What made Beane’s approach so controversial is that it used statistics and logic, not intuition and hunch, which went against generations of tradition in professional baseball. It worked very well, and now many teams subscribe to sabermetric principles. My beloved Red Sox, who had failed to win a World Series since 1918, adopted Beane’s ideas and won two championships in 2004 and 2007. The principles are now being applied to making decisions in other professional sports as well.
Now an interesting question: to what degree might we apply the same approach to making decisions in our own lives? In other words, in what areas where we tend to use more intuitive or anecdotal methods might we apply logical, statistical decision-making principles to generate better outcomes?

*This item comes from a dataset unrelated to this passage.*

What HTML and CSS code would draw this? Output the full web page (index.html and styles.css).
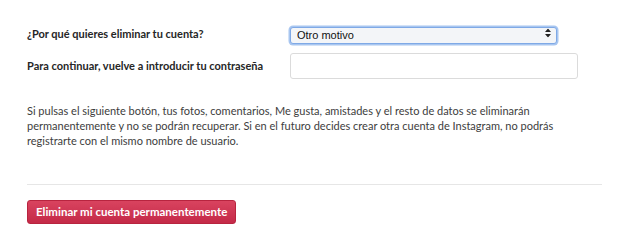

Perhaps the most obvious is in our health care. How much accurate information do we use in deciding how to take care of our bodies? Do we base our decisions on what drugs or supplements to take, what food to eat, and what kind of exercise to get on substantial statistical evidence? When we read some claim about health, do we really know what evidence this claim is based on? How much do our doctors really know about the drugs they prescribe? There is a statistical track record for older drugs but much less for newer ones.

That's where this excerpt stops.